Inter-European Racism is the Best

Pfuel [a German military general] was one of those hopelessly opinionated, arrogant men who would go to the stake for their own ideas, self-assured as only a German can be, because only a German could be self-assured on the basis of an abstract idea - science, the supposed knowledge of absolute truth. A Frenchman is self-assured because he sees himself as devastatingly charming, mentally and physically, to men and women alike. An Englishman is self-assured on the grounds that he is a citizen of the best-organised state in the world, and also because as an Englishman he always knows the right thing to do and everything he does, because he is an Englishman, must be right. An Italian is self-assured because he gets excited and easily forgets himself and everybody else. A Russian is self-assured because he knows nothing, and doesn't want to know anything because he doesn't believe you can know anything completely. A self-assured German is the worst of the lot, the most stolid and the most disgusting, because he imagines he knows the truth through a branch of science that is entirely hie invention, though he sees it as absolute truth.

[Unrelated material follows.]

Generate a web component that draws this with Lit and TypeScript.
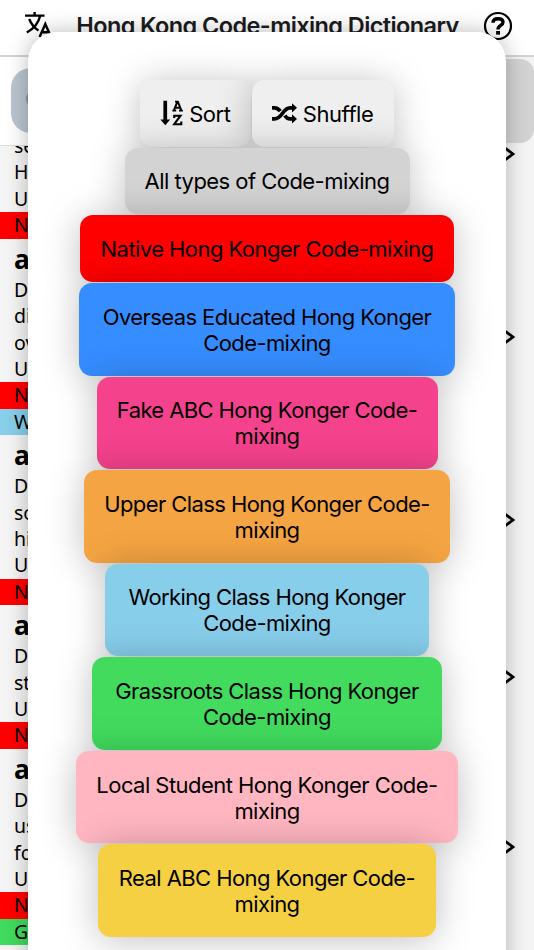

Tolstoy: War and Peace, Volume III, Part I (Book IX), Chapter 10.



War and Peace has got to be the best book ever written. And, although I've only read this one translation, I'm sure that Anthony Briggs's has got to be a top-class one. I guess you see it in the colloquialisms especially. But more generally, Briggs's text is full of life, and the language is always utterly natural and clear. And not least, it comes in a great one-volume edition which can fit in your pocket.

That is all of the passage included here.